Christian spoke at a news conference Wednesday morning alongside former Ohio State lacrosse player Mike Avery, who is one of hundreds of former Buckeyes athletes who say they were abused by former Ohio State team doctor Richard Strauss. Both men are part of separate but similar lawsuits in which hundreds of former athletes are attempting to hold their respective alma maters accountable for what they claim was negligence that allowed the team doctors' abusive behavior to continue unchecked for decades in both cases.

The National Center for Missing & Exploited Children is a nonprofit company with the mission to "help find missing children, reduce sexual exploitation and prevent child victimization." The organization was started by John and Reve Walsh in 1984 after their son Adam was abducted and killed.

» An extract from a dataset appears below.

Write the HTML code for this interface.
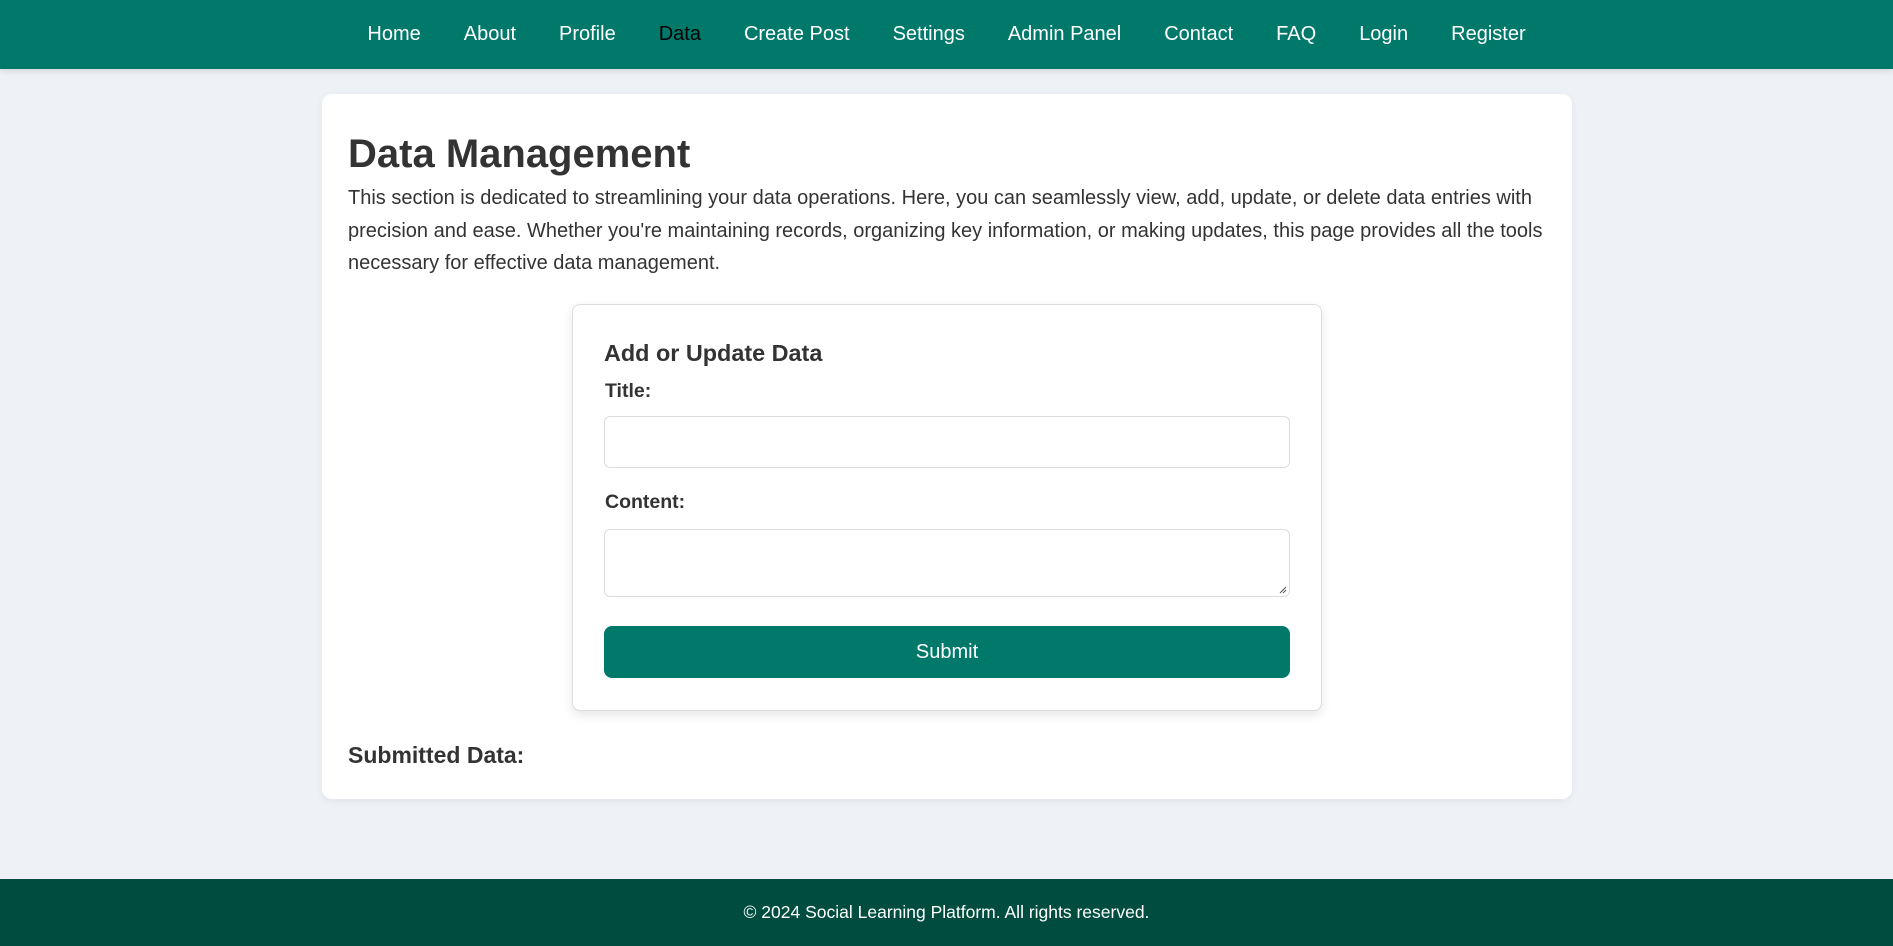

The sports safety program is meant to be complementary to other organizations aimed at eradicating or minimizing child abuse in youth sports, according to Callahan Walsh, Adam's brother and the national outreach and marketing coordinator for NCMEC. Walsh said Wednesday that they hope to use their own networks to spread the program's resources as well as using the connections of their new partners to share information with college athletic departments.

"I think we can all lend information to each other to build on what one organization has and another doesn't have," Walsh said Wednesday. We want to do everything we can to protect athletes. Locking arms with other organizations in the field is absolutely the way to go about it."